During the close relationship of the Rudd and Gillard governments with Indonesia, "East Timor" was almost a taboo phrase, and Australia went to great lengths to constantly reassure a still suspicious Indonesia that it fully respected Indonesia's sovereignty over Papua.
Clearly there are lingering sensitivities and a history of friendship and betrayal that require considerable diplomatic attention, a willingness to ignore certain things about each other, and above all to avoid any breaches of sovereign legitimacy.
The recent incursion into Indonesian waters near Papua by Australian activists on the "Freedom Flotilla" ensured a prompt response from the Department of Immigration, with former Foreign Minister Bob Carr making public statements to reassure Indonesia that Australia was still on board.
Meanwhile Yudhoyono was exceedingly stern, issuing a public warning to other countries to not violate his nation's sovereignty.
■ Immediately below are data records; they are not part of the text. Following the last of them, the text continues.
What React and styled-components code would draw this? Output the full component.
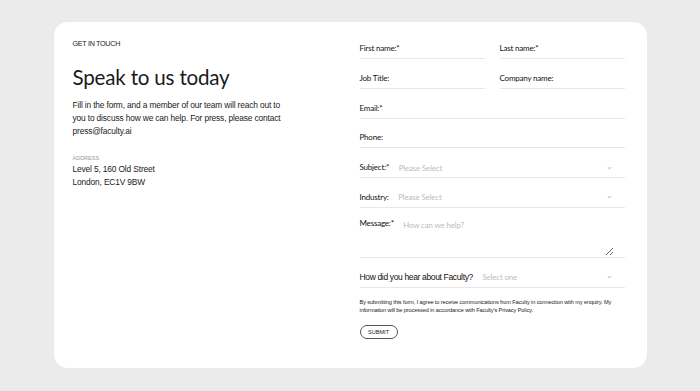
import React from 'react'
import styled, { createGlobalStyle } from 'styled-components'

const GlobalStyle = createGlobalStyle`
  html, body {
    margin: 0;
    padding: 0;
    background: #ebebeb;
  }
  body {
    font-family: 'Lato', 'Liberation Sans', sans-serif;
    color: #1a1a1a;
  }
`

const Page = styled.div`
  padding: 22px 0 23px;
  display: flex;
  justify-content: center;
`

const Card = styled.div`
  width: 593px;
  height: 346px;
  box-sizing: border-box;
  background: #fff;
  border-radius: 14px;
  padding: 17px 22px 0 19px;
  display: grid;
  grid-template-columns: 1fr 265px;
  column-gap: 22px;
`

const Info = styled.div`
  font-family: 'Liberation Sans', Arial, sans-serif;
`

const Eyebrow = styled.div`
  font-size: 7.2px;
  line-height: 10px;
  letter-spacing: -0.3px;
`

const Heading = styled.h1`
  font-family: 'Lato', sans-serif;
  font-weight: 400;
  font-size: 20.6px;
  line-height: 26px;
  margin: 15px 0 0;
  letter-spacing: -0.2px;
`

const Intro = styled.p`
  font-size: 8.4px;
  line-height: 13px;
  margin: 9px 0 0;
  max-width: 212px;
  letter-spacing: -0.15px;
`

const SmallLabel = styled.div`
  font-size: 5.5px;
  line-height: 10px;
  color: #9a9a9a;
  text-transform: uppercase;
  margin-top: 15px;
`

const Address = styled.div`
  font-size: 8.4px;
  line-height: 13px;
  letter-spacing: -0.15px;
`

const Form = styled.form`
  display: flex;
  flex-direction: column;
  gap: 9.8px;
`

const Pair = styled.div`
  display: grid;
  grid-template-columns: 1fr 1fr;
  column-gap: 15px;
`

const Field = styled.label`
  display: flex;
  align-items: ${p => (p.$top ? 'flex-start' : 'center')};
  height: ${p => p.$h || 19}px;
  border-bottom: 1px solid #e8e8e8;
  font-size: 8px;
  letter-spacing: -0.2px;
  color: #111;
  gap: 9.5px;
`

const Label = styled.span`
  white-space: nowrap;
  padding-top: ${p => p.$pt || 0}px;
  margin-top: -1px;
`

const Question = styled.span`
  white-space: nowrap;
  font-family: 'Liberation Sans', Arial, sans-serif;
  font-size: 8.5px;
  letter-spacing: -0.35px;
  margin-top: -1px;
`

const Placeholder = styled.span`
  flex: 1;
  color: #bdbdbd;
  font-size: 7.8px;
  letter-spacing: -0.1px;
`

const Chevron = styled.svg`
  width: 5px;
  height: 4px;
  margin-right: 13px;
  flex: none;
`

const Message = styled.textarea`
  flex: 1;
  align-self: stretch;
  border: none;
  outline: none;
  resize: vertical;
  padding: 2px 0 0;
  margin: 0 11px 1px 0;
  font-family: 'Lato', sans-serif;
  font-size: 7.8px;
  letter-spacing: -0.1px;
  background: transparent;
  &::placeholder {
    color: #bdbdbd;
  }
`

const Legal = styled.p`
  font-family: 'Liberation Sans', Arial, sans-serif;
  font-size: 5.6px;
  line-height: 8px;
  margin: 0.5px 0 0;
  letter-spacing: -0.1px;
  max-width: 262px;
`

const Submit = styled.button`
  align-self: flex-start;
  margin-top: 1px;
  width: 38px;
  height: 14.5px;
  padding: 0;
  border: 1px solid #555;
  border-radius: 8px;
  background: #fff;
  font-family: 'Liberation Sans', Arial, sans-serif;
  font-size: 5.6px;
  color: #1a1a1a;
`

const Caret = () => (
  <Chevron viewBox="0 0 5 4">
    <path d="M0.8 1.2 L2.5 2.8 L4.2 1.2" fill="none" stroke="#9a9a9a" strokeWidth="0.8" />
  </Chevron>
)

const SelectField = ({ label, placeholder }) => (
  <Field>
    {label}
    <Placeholder>{placeholder}</Placeholder>
    <Caret />
  </Field>
)

const App = () => (
  <Page>
    <GlobalStyle />
    <Card>
      <Info>
        <Eyebrow>GET IN TOUCH</Eyebrow>
        <Heading>Speak to us today</Heading>
        <Intro>
          Fill in the form, and a member of our team will reach out to you to discuss how we can
          help. For press, please contact press@faculty.ai
        </Intro>
        <SmallLabel>Address</SmallLabel>
        <Address>
          Level 5, 160 Old Street
          <br />
          London, EC1V 9BW
        </Address>
      </Info>
      <Form onSubmit={e => e.preventDefault()}>
        <Pair>
          <Field><Label>First name:*</Label></Field>
          <Field><Label>Last name:*</Label></Field>
        </Pair>
        <Pair>
          <Field><Label>Job Title:</Label></Field>
          <Field><Label>Company name:</Label></Field>
        </Pair>
        <Field><Label>Email:*</Label></Field>
        <Field><Label>Phone:</Label></Field>
        <SelectField label={<Label>Subject:*</Label>} placeholder="Please Select" />
        <SelectField label={<Label>Industry:</Label>} placeholder="Please Select" />
        <Field $top $h={39}>
          <Label $pt={1}>Message:*</Label>
          <Message placeholder="How can we help?" />
        </Field>
        <SelectField
          label={<Question>How did you hear about Faculty?</Question>}
          placeholder="Select one"
        />
        <Legal>
          By submitting this form, I agree to receive communications from Faculty in connection
          with my enquiry. My information will be processed in accordance with Faculty's Privacy
          Policy.
        </Legal>
        <Submit type="submit">SUBMIT</Submit>
      </Form>
    </Card>
  </Page>
)

export default App
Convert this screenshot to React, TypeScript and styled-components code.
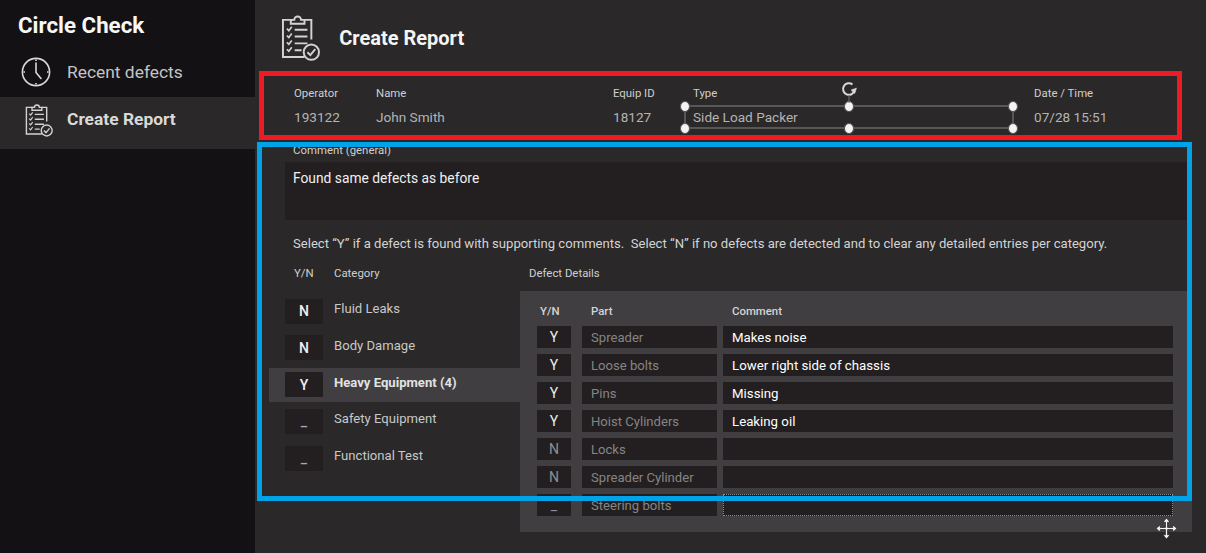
import * as React from 'react';
import styled, { createGlobalStyle } from 'styled-components';

const GlobalStyle = createGlobalStyle`
    html, body {
        margin: 0;
        padding: 0;
        background: #2a2828;
    }

    body {
        font-family: Roboto, "Liberation Sans", sans-serif;
        overflow: hidden;
    }
`;

const Page = styled.div`
    position: relative;
    display: flex;
    width: 1206px;
    height: 553px;
    overflow: hidden;
    background: #2a2828;
`;

const Sidebar = styled.nav`
    flex: 0 0 255px;
    background: #141114;
`;

const Brand = styled.div`
    height: 48px;
    padding: 11px 0 0 18px;
    box-sizing: border-box;
    font-size: 22.3px;
    line-height: 28px;
    font-weight: 700;
    color: #f7f7f7;
`;

const NavItem = styled.div<{ $active?: boolean }>`
    display: flex;
    align-items: center;
    height: ${p => (p.$active ? '52px' : '49px')};
    padding-left: ${p => (p.$active ? '25px' : '20px')};
    padding-bottom: ${p => (p.$active ? '8px' : '1px')};
    box-sizing: border-box;
    background: ${p => (p.$active ? '#2a2828' : 'transparent')};
    color: ${p => (p.$active ? '#d9d9d9' : '#c4c4c4')};
    font-size: 17.4px;
    font-weight: ${p => (p.$active ? 700 : 400)};
`;

const NavIcon = styled.span<{ $active?: boolean }>`
    display: flex;
    justify-content: center;
    width: ${p => (p.$active ? '28px' : '31px')};
    margin-right: ${p => (p.$active ? '14px' : '16px')};
    margin-top: ${p => (p.$active ? '2px' : '0')};
`;

const Main = styled.main`
    flex: 1;
    min-width: 0;
    display: flex;
    flex-direction: column;
    padding-right: 14px;
`;

const Header = styled.header`
    display: flex;
    align-items: center;
    height: 71px;
    padding: 4px 0 0 26px;
    box-sizing: border-box;
`;

const Title = styled.h1`
    margin: 0 0 0 19px;
    font-size: 20px;
    font-weight: 700;
    color: #f5f5f5;
`;

const InfoRow = styled.section`
    display: grid;
    grid-template-columns: 82px 237px 80px 341px 1fr;
    height: 72px;
    padding: 14px 0 0 39px;
    box-sizing: border-box;
`;

const Field = styled.div`
    position: relative;
`;

const FieldLabel = styled.div`
    font-size: 11.4px;
    line-height: 16px;
    color: #cfcfcf;
`;

const FieldValue = styled.div`
    margin-top: 8px;
    font-size: 13.6px;
    line-height: 17px;
    color: #b4b4b4;
`;

const Selection = styled.div`
    position: absolute;
    left: -8px;
    top: 21px;
    width: 328px;
    height: 22px;
    box-shadow: 0 0 0 1px #575757, inset 0 0 0 1px #575757;
`;

const Handle = styled.i<{ $x: number; $y: number }>`
    position: absolute;
    left: ${p => p.$x * 100}%;
    top: ${p => p.$y * 100}%;
    width: 10px;
    height: 11px;
    margin: -5.5px 0 0 -5px;
    border-radius: 50%;
    background: #f4f4f4;
    border: 1px solid #555;
    box-sizing: border-box;
`;

const RotateHandle = styled.svg`
    position: absolute;
    left: 50%;
    top: -25px;
    margin-left: -8px;
`;

const CommentBlock = styled.section`
    padding-left: 30px;
`;

const CommentLabel = styled.div`
    padding-left: 8px;
    font-size: 11.4px;
    line-height: 16px;
    color: #cfcfcf;
    margin-top: -1px;
`;

const CommentBox = styled.div`
    height: 58px;
    margin-top: 4px;
    padding: 7px 8px;
    box-sizing: border-box;
    background: #231f20;
    font-size: 13.8px;
    line-height: 18px;
    color: #f0f0f0;
`;

const Hint = styled.p`
    margin: 15px 0 0 38px;
    font-size: 13.1px;
    line-height: 17px;
    color: #d4d4d4;
    white-space: pre;
`;

const Columns = styled.div`
    display: grid;
    grid-template-columns: 251px 1fr;
    margin: 13px 0 0 14px;
`;

const CategoryHead = styled.div`
    display: flex;
    height: 26px;
    padding-left: 25px;
    font-size: 11.4px;
    line-height: 16px;
    color: #cfcfcf;
    span:first-child {
        width: 40px;
    }
`;

const CategoryList = styled.div`
    display: flex;
    flex-direction: column;
    gap: 2.75px;
    margin-top: 3px;
`;

const CategoryRow = styled.div<{ $active?: boolean }>`
    display: flex;
    align-items: center;
    height: 34px;
    padding-left: 16px;
    background: ${p => (p.$active ? '#403e41' : 'transparent')};
`;

const YnBox = styled.div<{ $strong?: boolean }>`
    display: flex;
    align-items: center;
    justify-content: center;
    width: 38px;
    height: 25px;
    background: #231f20;
    font-size: 14px;
    font-weight: 500;
    color: ${p => (p.$strong ? '#f0f0f0' : '#a9a9a9')};
`;

const CategoryName = styled.span<{ $active?: boolean }>`
    margin: -5px 0 0 11px;
    font-size: 13.1px;
    font-weight: ${p => (p.$active ? 700 : 400)};
    color: ${p => (p.$active ? '#e2e2e2' : '#c8c8c8')};
`;

const DetailsTitle = styled.div`
    height: 26px;
    padding-left: 9px;
    font-size: 11.4px;
    line-height: 16px;
    color: #cfcfcf;
`;

const Panel = styled.div`
    height: 241px;
    padding: 13px 19px 0 17px;
    box-sizing: border-box;
    background: #403e41;
`;

const DetailGrid = styled.div`
    display: grid;
    grid-template-columns: 45px 141px 450px;
    grid-template-rows: 16px;
    grid-auto-rows: 22px;
    row-gap: 6px;
`;

const DetailGridRow = styled.div`
    display: contents;
`;

const ColHead = styled.div<{ $indent: number }>`
    padding-left: ${p => p.$indent}px;
    margin-top: -1px;
    font-size: 11.4px;
    line-height: 16px;
    font-weight: 500;
    color: #d4d4d4;
`;

const Cell = styled.div`
    display: flex;
    align-items: center;
    background: #231f20;
    font-size: 13.1px;
`;

const YnCell = styled(Cell)<{ $on?: boolean }>`
    justify-content: center;
    margin-right: 11px;
    font-size: 14px;
    color: ${p => (p.$on ? '#eeeeee' : '#8f8f8f')};
`;

const PartCell = styled(Cell)`
    margin-right: 6px;
    padding-left: 9px;
    color: #858585;
    white-space: nowrap;
`;

const CommentCell = styled(Cell)<{ $focused?: boolean }>`
    padding-left: 9px;
    font-size: 13.25px;
    color: #ffffff;
    box-sizing: border-box;
    border: ${p => (p.$focused ? '1px dotted #8a8a8a' : 'none')};
`;

const Annotation = styled.div<{ $x: number; $y: number; $w: number; $h: number; $color: string }>`
    position: absolute;
    left: ${p => p.$x}px;
    top: ${p => p.$y}px;
    width: ${p => p.$w}px;
    height: ${p => p.$h}px;
    box-sizing: border-box;
    border: 5px solid ${p => p.$color};
    pointer-events: none;
`;

const MoveCursor = styled.svg`
    position: absolute;
    left: 1156px;
    top: 518px;
`;

function ClipboardIcon({ size }: { size: number }) {
    const stroke = '#d6d2d2';
    return (
        <svg width={(size * 40) / 48} height={size} viewBox="0 0 40 48" fill="none" stroke={stroke} strokeWidth="2">
            <path d="M12 6H2v38h22" />
            <path d="M24 6h7v20" />
            <path d="M10 10V6h3.500a3.500 3.500 0 0 1 7 0H24v4z" />
            <path d="M6 15l2 2 3-4M6 22l2 2 3-4M6 29l2 2 3-4M6 36l2 2 3-4" strokeWidth="1.7" />
            <path d="M14 16h13M14 23h13M14 30h13M14 37h7" />
            <circle cx="31" cy="39" r="7.8" fill="#2a2828" />
            <path d="M27 39l3 3 5-6" />
        </svg>
    );
}

function ClockIcon() {
    return (
        <svg width="30" height="30" viewBox="0 0 30 30" fill="none" stroke="#d8d8d8" strokeWidth="1.6">
            <circle cx="15" cy="15" r="13.6" />
            <path d="M15 6v9.500l5 6" strokeLinecap="round" />
            <path d="M15 2.500v1.500M15 26v1.500M2.500 15H4M26 15h1.500" />
        </svg>
    );
}

const categories = [
    { yn: 'N', name: 'Fluid Leaks', strong: true },
    { yn: 'N', name: 'Body Damage', strong: true },
    { yn: 'Y', name: 'Heavy Equipment (4)', strong: true, active: true },
    { yn: '_', name: 'Safety Equipment' },
    { yn: '_', name: 'Functional Test' }
];

const details = [
    { yn: 'Y', part: 'Spreader', comment: 'Makes noise' },
    { yn: 'Y', part: 'Loose bolts', comment: 'Lower right side of chassis' },
    { yn: 'Y', part: 'Pins', comment: 'Missing' },
    { yn: 'Y', part: 'Hoist Cylinders', comment: 'Leaking oil' },
    { yn: 'N', part: 'Locks', comment: '' },
    { yn: 'N', part: 'Spreader Cylinder', comment: '' },
    { yn: '_', part: 'Steering bolts', comment: '', focused: true }
];

const handles = [[0, 0], [0.5, 0], [1, 0], [0, 1], [0.5, 1], [1, 1]];

const hint = 'Select “Y” if a defect is found with supporting comments.  Select “N” if no defects are detected and to clear any detailed entries per category.';

export default function App() {
    return (
        <Page>
            <GlobalStyle />
            <Sidebar>
                <Brand>Circle Check</Brand>
                <NavItem>
                    <NavIcon><ClockIcon /></NavIcon>
                    Recent defects
                </NavItem>
                <NavItem $active>
                    <NavIcon $active><ClipboardIcon size={34} /></NavIcon>
                    Create Report
                </NavItem>
            </Sidebar>
            <Main>
                <Header>
                    <ClipboardIcon size={47} />
                    <Title>Create Report</Title>
                </Header>
                <InfoRow>
                    <Field>
                        <FieldLabel>Operator</FieldLabel>
                        <FieldValue>193122</FieldValue>
                    </Field>
                    <Field>
                        <FieldLabel>Name</FieldLabel>
                        <FieldValue>John Smith</FieldValue>
                    </Field>
                    <Field>
                        <FieldLabel>Equip ID</FieldLabel>
                        <FieldValue>18127</FieldValue>
                    </Field>
                    <Field>
                        <FieldLabel>Type</FieldLabel>
                        <FieldValue>Side Load Packer</FieldValue>
                        <Selection>
                            {handles.map(([x, y]) => <Handle key={`${x}-${y}`} $x={x} $y={y} />)}
                            <RotateHandle width="16" height="22" viewBox="0 0 16 22" fill="none" stroke="#d8d8d8" strokeWidth="2">
                                <path d="M11.500 3.500A5.800 5.800 0 1 0 13.500 9.500" />
                                <path d="M10 9l3.800 3.500L15.500 7z" fill="#d8d8d8" strokeWidth="0.5" />
                                <path d="M8 14v8" strokeWidth="1" stroke="#777" />
                            </RotateHandle>
                        </Selection>
                    </Field>
                    <Field>
                        <FieldLabel>Date / Time</FieldLabel>
                        <FieldValue>07/28 15:51</FieldValue>
                    </Field>
                </InfoRow>
                <CommentBlock>
                    <CommentLabel>Comment (general)</CommentLabel>
                    <CommentBox>Found same defects as before</CommentBox>
                </CommentBlock>
                <Hint>{hint}</Hint>
                <Columns>
                    <div>
                        <CategoryHead>
                            <span>Y/N</span>
                            <span>Category</span>
                        </CategoryHead>
                        <CategoryList>
                            {categories.map(c => (
                                <CategoryRow key={c.name} $active={c.active}>
                                    <YnBox $strong={c.strong}>{c.yn}</YnBox>
                                    <CategoryName $active={c.active}>{c.name}</CategoryName>
                                </CategoryRow>
                            ))}
                        </CategoryList>
                    </div>
                    <div>
                        <DetailsTitle>Defect Details</DetailsTitle>
                        <Panel>
                            <DetailGrid>
                                <ColHead $indent={3}>Y/N</ColHead>
                                <ColHead $indent={9}>Part</ColHead>
                                <ColHead $indent={9}>Comment</ColHead>
                                {details.map(d => (
                                    <DetailGridRow key={d.part}>
                                        <YnCell $on={d.yn === 'Y'}>{d.yn}</YnCell>
                                        <PartCell>{d.part}</PartCell>
                                        <CommentCell $focused={d.focused}>{d.comment}</CommentCell>
                                    </DetailGridRow>
                                ))}
                            </DetailGrid>
                        </Panel>
                    </div>
                </Columns>
            </Main>
            <Annotation $x={259} $y={71} $w={923} $h={69} $color="#ed1c24" />
            <Annotation $x={257} $y={142} $w={935} $h={359} $color="#00a2e8" />
            <MoveCursor width="21" height="21" viewBox="0 0 20 20" fill="#f4f4f4" stroke="#222" strokeWidth="0.7">
                <path d="M10 0l3.500 4h-2.500v5h5V6.500L20 10l-4 3.500V11h-5v5h2.500L10 20l-3.500-4H9v-5H4v2.500L0 10l4-3.500V9h5V4H6.500z" />
            </MoveCursor>
        </Page>
    );
}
The Papuan provinces, the president said, are part of Indonesia and would stay that way.
Indonesia still bears the psychological national scars of its loss of East Timor due to Australia's interference and is rightly wary of the fact that states act in their own political self-interest, no doubt reinforced by Rudd's surprise move to export asylum seekers to Papua New Guinea and Abbott's two aforementioned plans, all motivated by blatant political bids for the leadership.
Australian foreign policy steadfastly supports Indonesia's right of territorial sovereignty over Papua, but it previously supported and benefited from control over East Timor, and the history is enveloped in secrecy and silence.
As of last Saturday's polls, Australia is now more preoccupied with domestic issues, save for asylum seekers, and the controversial policies proposed by Abbott might still come up against problems in the Senate if the gaggle of minority parties gives him grief.
Abbott is aware that he needs to cultivate the Indonesia relationship, albeit from the perspective of his tough border control rhetoric, and deciding to visit Indonesia first is a complimentary way to begin the start of what will hopefully see Abbott and SBY agree to cooperate for the longer term.